What about UNC-GA have you thought about most?
    I've not thought much about it since the first month or so, when I had some anger I needed to express, and I published a number of articles collected on the page, "To the three white ladies, I was a colored maid." (The "three white ladies" is a metaphor I adopted from the 2011 film and 2009 novel, The Help, about the way black maids were treated in Jackson, Mississippi in the early 1960's.)
    I thought I would miss more than I have being involved in coordinating North Carolina's participation in the Academic Common Market. But I haven't missed it much—perhaps because North Carolina's Republican legislature, which seems intent on diminishing the University of North Carolina's role in education, was at the time ending North Carolina's ACM participation altogether, with or without me. And anyway, though it was valuable work I'm proud of having done, it wasn't the most fun work I did there.

What was the most fun work you did there? What did you like best—and what least—about working at UNC-GA?
    I probably most liked working on the northcarolina.edu website. In my first year or two at GA, I took two HTML courses at Durham Technical Community College. And a few years later I took several courses in XHTML, at the Office of State Personnel's development center in Raleigh. I was well-positioned to become about as technical a "web content manager" as there was, and I didn't turn down any opportunity to work on the website. It was lots of fun. And, of course, the training and experience has helped me with the blog....
   Least liked? Well, there really weren't any downsides for me...until two of the three white ladies arrived and found a toady in HR to assist them.

Don't you have some fond memories from UNC-GA?
    Perhaps the earliest "fond memory" was working a whole weekend to develop a Powerpoint presentation for my boss, Vice President Gary Barnes, for UNC President Molly Broad. What made that a fond memory was that I had to learn Powerpoint the same weekend. Another was getting to know Mrs. Broad's successor, Erskine Bowles. Here was someone who had worked in the Clinton White House, yet in person he was like your next-door neighbor. I was at one of his staff parties during the 2008 presidential primaries and I asked him if he stayed in touch with Bill Clinton. He said, "I just got off the phone with him. He doesn't think Hilary's going to get the nomination."
    And I have many fond memories of particular colleagues I either worked with or just got to know in my years there. It really is the people, isn't it?

Many of us go into retirement with elaborate plans to do all the things we didn’t have the time or freedom for while tied to a job. Mostly it doesn’t happen, for reasons that would make an entertaining discussion. How have you fared in this?
    My plans were far from elaborate, and not just because circumstances prompted me to jump a year ahead of schedule, so I have little to report on things planned that haven't panned out. I just knew that I was going to continue to have fun, and probably more of it. But I'd been trying to have fun during 45 years of employment. And for the most part I think I succeeded in that.

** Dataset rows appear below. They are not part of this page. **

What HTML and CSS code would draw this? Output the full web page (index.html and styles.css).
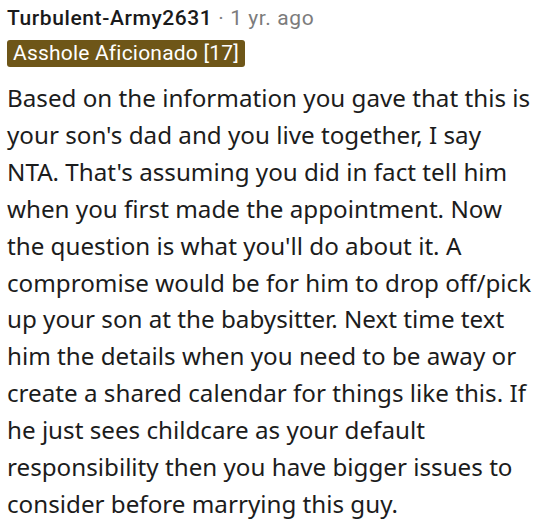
FILE: index.html
```html
<!DOCTYPE html>
<html>
<head>
<meta charset="utf-8">
<link rel="stylesheet" href="styles.css">
</head>
<body>
<div class="comment">
  <div class="header"><span class="author">Turbulent-Army2631</span><span class="meta"> · 1 yr. ago</span></div>
  <div class="flair-row"><span class="flair">Asshole Aficionado [17]</span></div>
  <p class="body">Based on the information you gave that this is your son's dad and you live together, I say NTA. That's assuming you did in fact tell him when you first made the appointment. Now the question is what you'll do about it. A compromise would be for him to drop off/pick up your son at the babysitter. Next time text him the details when you need to be away or create a shared calendar for things like this. If he just sees childcare as your default responsibility then you have bigger issues to consider before marrying this guy.</p>
</div>
</body>
</html>
```
FILE: styles.css
```css
html, body { margin: 0; padding: 0; background: #fff; }
.comment { padding: 3px 0 0 7px; }
.header { font-family: Roboto, "Noto Sans", sans-serif; font-size: 21px; line-height: 30px; letter-spacing: 0.6px; }
.author { color: #1a1a1b; font-weight: 500; }
.meta { color: #7c7c7c; }
.flair-row { margin-top: 7px; line-height: 27px; display: flex; }
.flair { display: inline-block; background: #6e5618; color: #fff; font-family: Roboto, "Noto Sans", sans-serif; font-size: 21px; line-height: 27px; padding: 0 6px; border-radius: 3px; letter-spacing: 0.2px; }
.body { margin: 13px 0 0 0; font-family: "Noto Sans", sans-serif; font-size: 24.2px; line-height: 36.9px; color: #1c1c1c; }
```
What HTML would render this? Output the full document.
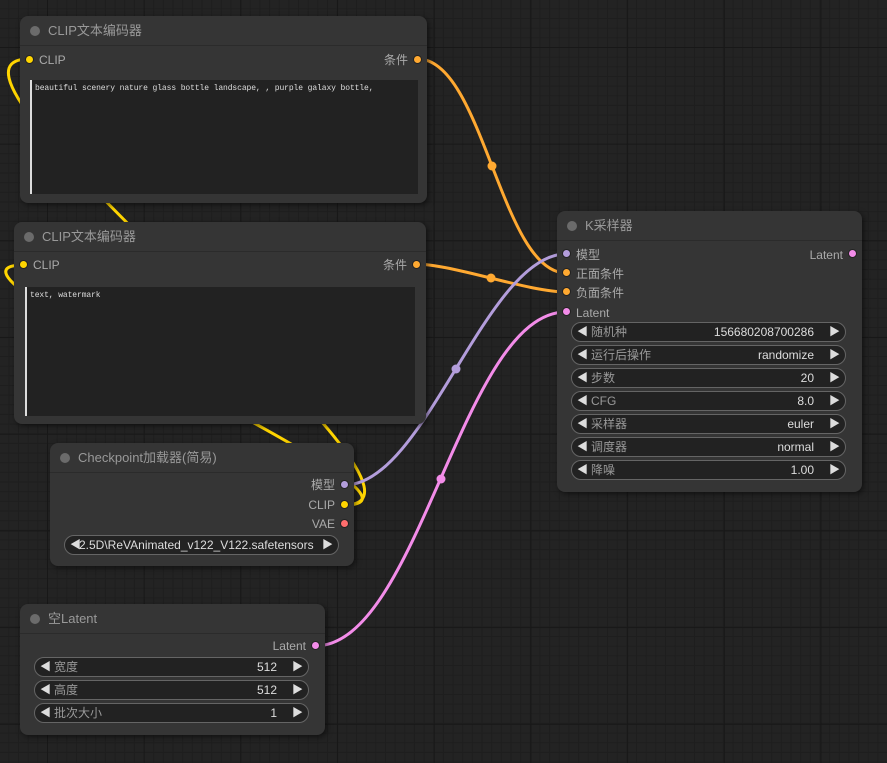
<!DOCTYPE html>
<html><head><meta charset="utf-8"><style>
*{box-sizing:border-box;margin:0;padding:0}
body{width:887px;height:763px;overflow:hidden;position:relative;background-color:#232323;
background-image:
linear-gradient(#181818 1px,transparent 1px),linear-gradient(90deg,#181818 1px,transparent 1px),
linear-gradient(#1e1e1e 1px,transparent 1px),linear-gradient(90deg,#1e1e1e 1px,transparent 1px);
background-size:96.7px 96.7px,96.7px 96.7px,9.67px 9.67px,9.67px 9.67px;
background-position:47px 47px,47px 47px,47px 47px,47px 47px;
font-family:"Liberation Sans","Noto Sans CJK SC",sans-serif;}
svg.links{position:absolute;left:0;top:0}
.node{position:absolute;background:#353535;border-radius:8px;box-shadow:2px 2px 6px rgba(0,0,0,.5)}
.title{height:30px;border-bottom:1px solid #2b2b2b;color:#999;font-size:13px;line-height:30px;padding-left:28px;position:relative}
.title:before{content:"";position:absolute;left:10px;top:10px;width:10px;height:10px;border-radius:50%;background:#6b6b6b}
.lbl{position:absolute;font-size:12px;color:#aaa;line-height:14px;white-space:nowrap}
.dot{position:absolute;width:9px;height:9px;border-radius:50%;border:1px solid #222}
.ta{position:absolute;background:#222;border-left:2px solid #ddd;font-family:"Liberation Mono",monospace;font-size:8px;letter-spacing:-0.1px;color:#ddd;padding:4px 3px;white-space:nowrap;overflow:hidden}
.w{position:absolute;height:20px;border:1px solid #656565;border-radius:10px;background:#222;font-size:12px;line-height:18px;color:#999}
.w .a{position:absolute;left:5px;color:#ddd;font-size:11px}
.w .b{position:absolute;right:5px;color:#ddd;font-size:11px}
.w .n{position:absolute;left:19px}
.w .v{position:absolute;right:31px;color:#ddd}
</style></head><body>
<svg class="links" width="887" height="763">
<g fill="none" stroke-width="3">
<path d="M344,505 C480,505 -107,59 29,59" stroke="#ffd500"/>
<path d="M344,505 C470,505 -102,265 24,265" stroke="#ffd500"/>
<path d="M418,59 C483,59 501,273 566,273" stroke="#ffa931"/>
<path d="M415,264 C453,264 528,292 566,292" stroke="#ffa931"/>
<path d="M345,485 C425,485 486,254 566,254" stroke="#b39ddb"/>
<path d="M315,646 C419,646 462,312 566,312" stroke="#f38ce9"/>
</g>
<circle cx="492" cy="166" r="4.5" fill="#ffa931"/>
<circle cx="491" cy="278" r="4.5" fill="#ffa931"/>
<circle cx="456" cy="369" r="4.5" fill="#b39ddb"/>
<circle cx="441" cy="479" r="4.5" fill="#f38ce9"/>
</svg>

<div class="node" style="left:20px;top:16px;width:407px;height:187px">
<div class="title">CLIP文本编码器</div>
<div class="dot" style="left:5px;top:39px;background:#ffd500"></div><div class="lbl" style="left:19px;top:37px">CLIP</div>
<div class="lbl" style="right:19px;top:37px">条件</div><div class="dot" style="right:5px;top:39px;background:#ffa931"></div>
<div class="ta" style="left:10px;top:64px;width:388px;height:114px">beautiful scenery nature glass bottle landscape, , purple galaxy bottle,</div>
</div>

<div class="node" style="left:14px;top:222px;width:412px;height:202px">
<div class="title">CLIP文本编码器</div>
<div class="dot" style="left:5px;top:38px;background:#ffd500"></div><div class="lbl" style="left:19px;top:36px">CLIP</div>
<div class="lbl" style="right:19px;top:36px">条件</div><div class="dot" style="right:5px;top:38px;background:#ffa931"></div>
<div class="ta" style="left:11px;top:65px;width:390px;height:129px">text, watermark</div>
</div>

<div class="node" style="left:50px;top:443px;width:304px;height:123px">
<div class="title">Checkpoint加载器(简易)</div>
<div class="lbl" style="right:19px;top:35px">模型</div><div class="dot" style="right:5px;top:37px;background:#b39ddb"></div>
<div class="lbl" style="right:19px;top:55px">CLIP</div><div class="dot" style="right:5px;top:57px;background:#ffd500"></div>
<div class="lbl" style="right:19px;top:74px">VAE</div><div class="dot" style="right:5px;top:76px;background:#ff6e6e"></div>
<div class="w" style="left:14px;top:92px;width:275px"><span class="a">◀</span><span class="n" style="left:14px;color:#ddd">2.5D\ReVAnimated_v122_V122.safetensors</span><span class="b">▶</span></div>
</div>

<div class="node" style="left:20px;top:604px;width:305px;height:131px">
<div class="title">空Latent</div>
<div class="lbl" style="right:19px;top:35px">Latent</div><div class="dot" style="right:5px;top:37px;background:#f38ce9"></div>
<div class="w" style="left:14px;top:53px;width:275px"><span class="a">◀</span><span class="n">宽度</span><span class="v">512</span><span class="b">▶</span></div>
<div class="w" style="left:14px;top:76px;width:275px"><span class="a">◀</span><span class="n">高度</span><span class="v">512</span><span class="b">▶</span></div>
<div class="w" style="left:14px;top:99px;width:275px"><span class="a">◀</span><span class="n">批次大小</span><span class="v">1</span><span class="b">▶</span></div>
</div>

<div class="node" style="left:557px;top:211px;width:305px;height:281px">
<div class="title">K采样器</div>
<div class="dot" style="left:5px;top:38px;background:#b39ddb"></div><div class="lbl" style="left:19px;top:37px">模型</div>
<div class="lbl" style="right:19px;top:37px">Latent</div><div class="dot" style="right:5px;top:38px;background:#f38ce9"></div>
<div class="dot" style="left:5px;top:57px;background:#ffa931"></div><div class="lbl" style="left:19px;top:56px">正面条件</div>
<div class="dot" style="left:5px;top:76px;background:#ffa931"></div><div class="lbl" style="left:19px;top:75px">负面条件</div>
<div class="dot" style="left:5px;top:96px;background:#f38ce9"></div><div class="lbl" style="left:19px;top:95px">Latent</div>
<div class="w" style="left:14px;top:111px;width:275px"><span class="a">◀</span><span class="n">随机种</span><span class="v">156680208700286</span><span class="b">▶</span></div>
<div class="w" style="left:14px;top:134px;width:275px"><span class="a">◀</span><span class="n">运行后操作</span><span class="v">randomize</span><span class="b">▶</span></div>
<div class="w" style="left:14px;top:157px;width:275px"><span class="a">◀</span><span class="n">步数</span><span class="v">20</span><span class="b">▶</span></div>
<div class="w" style="left:14px;top:180px;width:275px"><span class="a">◀</span><span class="n">CFG</span><span class="v">8.0</span><span class="b">▶</span></div>
<div class="w" style="left:14px;top:203px;width:275px"><span class="a">◀</span><span class="n">采样器</span><span class="v">euler</span><span class="b">▶</span></div>
<div class="w" style="left:14px;top:226px;width:275px"><span class="a">◀</span><span class="n">调度器</span><span class="v">normal</span><span class="b">▶</span></div>
<div class="w" style="left:14px;top:249px;width:275px"><span class="a">◀</span><span class="n">降噪</span><span class="v">1.00</span><span class="b">▶</span></div>
</div>
</body></html>
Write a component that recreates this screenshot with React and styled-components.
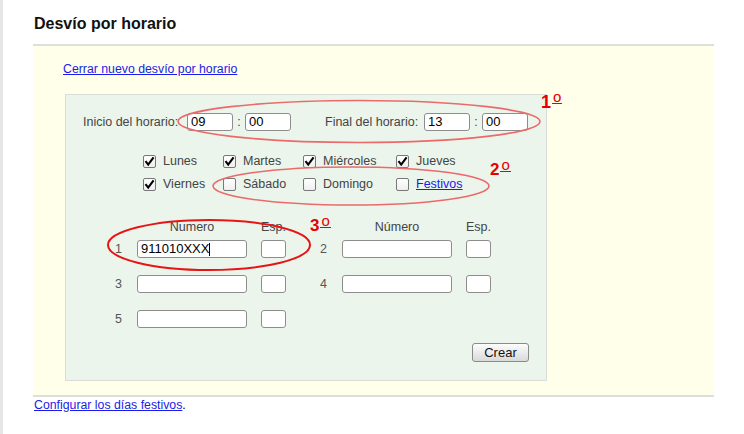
import React from 'react'
import styled, { createGlobalStyle } from 'styled-components'

const GlobalStyle = createGlobalStyle`
  html, body { margin: 0; padding: 0; background: #fff; }
  body { font-family: "Liberation Sans", Arial, sans-serif; }
`

const Page = styled.div`
  position: relative;
  box-sizing: border-box;
  width: 744px;
  min-height: 434px;
  border-left: 3px solid #e6e6e6;
  padding: 14px 0 0 30px;
`

const Main = styled.div`
  width: 681px;
`

const Title = styled.h1`
  margin: 0 0 11px 1px;
  font-size: 16px;
  line-height: 19px;
  font-weight: bold;
  color: #111;
`

const Box = styled.div`
  background: #ffffea;
  border-top: 2px solid #dedede;
  border-bottom: 2px solid #dedede;
  padding: 16px 0 14px 30px;
`

const Link = styled.a`
  display: ${p => (p.$block ? 'block' : 'inline')};
  font-size: ${p => p.$size || '12.3px'};
  line-height: 14px;
  color: #1c1ce8;
  text-decoration: underline;
  cursor: pointer;
`

const Panel = styled.div`
  box-sizing: border-box;
  width: 482px;
  margin: 18px 0 0 2px;
  border: 1px solid #d8ddd8;
  background: #ebf5ec;
  padding: 18px 17px 18px 17px;
  color: #444;
  font-size: 12.5px;
`

const TimeRow = styled.div`
  display: flex;
  align-items: center;
  height: 18px;
`

const TimeLabel = styled.span`
  width: ${p => p.$w}px;
  margin-left: ${p => p.$ml || 0}px;
  white-space: nowrap;
`

const Field = styled.div`
  box-sizing: border-box;
  width: ${p => (p.$w ? `${p.$w}px` : '100%')};
  height: 18px;
  border: 1px solid #8d8d8d;
  border-radius: 3px;
  background: #fff;
  padding: 0 3px;
  font-size: 13px;
  line-height: 16px;
  color: #000;
  display: flex;
  align-items: center;
`

const Caret = styled.span`
  display: inline-block;
  width: 1px;
  height: 13px;
  background: #000;
`

const Colon = styled.span`
  width: 12px;
  text-align: center;
`

const Days = styled.div`
  display: grid;
  grid-template-columns: 80px 80px 93px auto;
  grid-auto-rows: 18px;
  row-gap: 5px;
  margin: 21px 0 0 60px;
`

const Day = styled.label`
  display: flex;
  align-items: center;
  gap: 7px;
  white-space: nowrap;
`

const Box13 = styled.span`
  box-sizing: border-box;
  width: 13px;
  height: 13px;
  border: 1px solid #777;
  border-radius: 2px;
  background: linear-gradient(#ffffff, #eeeeee);
  display: flex;
  align-items: center;
  justify-content: center;
`

const Numbers = styled.div`
  margin: 26px 0 0 32px;
`

const NumGrid = styled.div`
  display: grid;
  grid-template-columns: 8px 110px 25px 28px 110px 25px;
  column-gap: 14px;
  grid-auto-rows: ${p => p.$row}px;
  row-gap: 17px;
  margin-bottom: ${p => p.$mb || 0}px;
  align-items: center;
`

const Head = styled.span`
  grid-column: ${p => p.$col};
  text-align: center;
  line-height: 16px;
  white-space: nowrap;
`

const NumLabel = styled.span`
  grid-column: ${p => p.$col};
  padding-left: ${p => p.$pad || 0}px;
  color: #555;
`

const Actions = styled.div`
  display: flex;
  justify-content: flex-end;
  margin-top: 15px;
`

const Button = styled.button`
  box-sizing: border-box;
  width: 57px;
  height: 19px;
  padding: 0;
  border: 1px solid #8a8a8a;
  border-radius: 3px;
  background: linear-gradient(#fdfdfd, #d9d9d9);
  font-family: "Liberation Sans", Arial, sans-serif;
  font-size: 13px;
  color: #111;
`

const Footer = styled.div`
  margin: 1px 0 0 1px;
  font-size: 12.3px;
  line-height: 14px;
  color: #000;
`

const Overlay = styled.svg`
  position: absolute;
  left: 0;
  top: 0;
  pointer-events: none;
`

const Mark = styled.span`
  position: absolute;
  left: ${p => p.$x}px;
  top: ${p => p.$y}px;
  display: flex;
  align-items: flex-start;
  font-size: ${p => p.$size}px;
  line-height: 1;
  font-weight: bold;
  color: #e60000;
`

const Ordinal = styled.span`
  margin: 2px 0 0 1px;
  padding: 0 1px;
  font-size: 15px;
  line-height: 4px;
  height: 8px;
  font-weight: normal;
  border-bottom: 1.5px solid #e60000;
`

function Check({ on }) {
  return (
    <Box13>
      {on && (
        <svg width="11" height="11" viewBox="0 0 11 11">
          <path d="M1.5 5.2 L4.2 8.6 L9.6 1.4" fill="none" stroke="#000" strokeWidth="2.1" />
        </svg>
      )}
    </Box13>
  )
}

const days = [
  ['Lunes', true], ['Martes', true], ['Miércoles', true], ['Jueves', true],
  ['Viernes', true], ['Sábado', false], ['Domingo', false], ['Festivos', false, true],
]

export default function App() {
  return (
    <>
      <GlobalStyle />
      <Page>
        <Main>
          <Title>Desvío por horario</Title>
          <Box>
            <Link $block>Cerrar nuevo desvío por horario</Link>
            <Panel>
              <TimeRow>
                <TimeLabel $w={104}>Inicio del horario:</TimeLabel>
                <Field $w={46}>09</Field>
                <Colon>:</Colon>
                <Field $w={46}>00</Field>
                <TimeLabel $w={99} $ml={34}>Final del horario:</TimeLabel>
                <Field $w={46}>13</Field>
                <Colon>:</Colon>
                <Field $w={46}>00</Field>
              </TimeRow>

              <Days>
                {days.map(([name, on, link]) => (
                  <Day key={name}>
                    <Check on={on} />
                    {link ? <Link $size="12.5px">{name}</Link> : name}
                  </Day>
                ))}
              </Days>

              <Numbers>
                <NumGrid $row={16} $mb={5}>
                  <Head $col={2}>Numero</Head>
                  <Head $col={3}>Esp.</Head>
                  <Head $col={5}>Número</Head>
                  <Head $col={6}>Esp.</Head>
                </NumGrid>
                <NumGrid $row={18}>
                  <NumLabel $col={1}>1</NumLabel>
                  <Field>911010XXX<Caret /></Field>
                  <Field />
                  <NumLabel $col={4} $pad={20}>2</NumLabel>
                  <Field />
                  <Field />
                  <NumLabel $col={1}>3</NumLabel>
                  <Field />
                  <Field />
                  <NumLabel $col={4} $pad={20}>4</NumLabel>
                  <Field />
                  <Field />
                  <NumLabel $col={1}>5</NumLabel>
                  <Field />
                  <Field />
                </NumGrid>
              </Numbers>

              <Actions>
                <Button>Crear</Button>
              </Actions>
            </Panel>
          </Box>
          <Footer>
            <Link $size="12.3px">Configurar los días festivos</Link>.
          </Footer>
        </Main>

        <Overlay width="744" height="434" viewBox="0 0 744 434">
          <ellipse cx="356" cy="121.5" rx="181" ry="21" fill="none" stroke="#ec6a6a" strokeWidth="1.6" />
          <ellipse cx="348" cy="186" rx="138" ry="19" fill="none" stroke="#ec6a6a" strokeWidth="1.6" />
          <ellipse cx="206" cy="245" rx="101" ry="25" fill="none" stroke="#e81414" strokeWidth="2" />
        </Overlay>
        <Mark $x={538} $y={93} $size={18}>1<Ordinal>o</Ordinal></Mark>
        <Mark $x={487} $y={161} $size={17}>2<Ordinal>o</Ordinal></Mark>
        <Mark $x={307} $y={217} $size={17}>3<Ordinal>o</Ordinal></Mark>
      </Page>
    </>
  )
}
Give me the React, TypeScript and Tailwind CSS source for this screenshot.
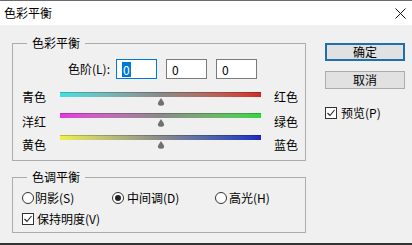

Do you plan to write a book, and if so what would it be about?
    Between February and May last year, I did ask myself whether I would undertake a larger writing project than blogging. The only two alternatives I considered were to write a novel or a screenplay. It wasn't a hard decision. I had actually written a novel in 1974 (The Unmaking of the President: A Bicentennial Entertainment, never published; it was a parody of Nixon's Watergate). Because I'd only dabbled with screenplay writing (in connection with adapting Jim Rix's true-crime book, Jingle Jangle, for film—which Jim is still pursuing), I decided that it would probably be more fun to write a screenplay. I had some ideas for developing one on the theme of animal rights. A friend and I started to discuss a story line involving poaching. But that was some months ago. I don't know whether we'll ever do it...there's so much else good stuff to do. I'd have to revive my motivation for it. I think you have to feel strongly to get very far writing a novel or a screenplay...or a non-fiction book.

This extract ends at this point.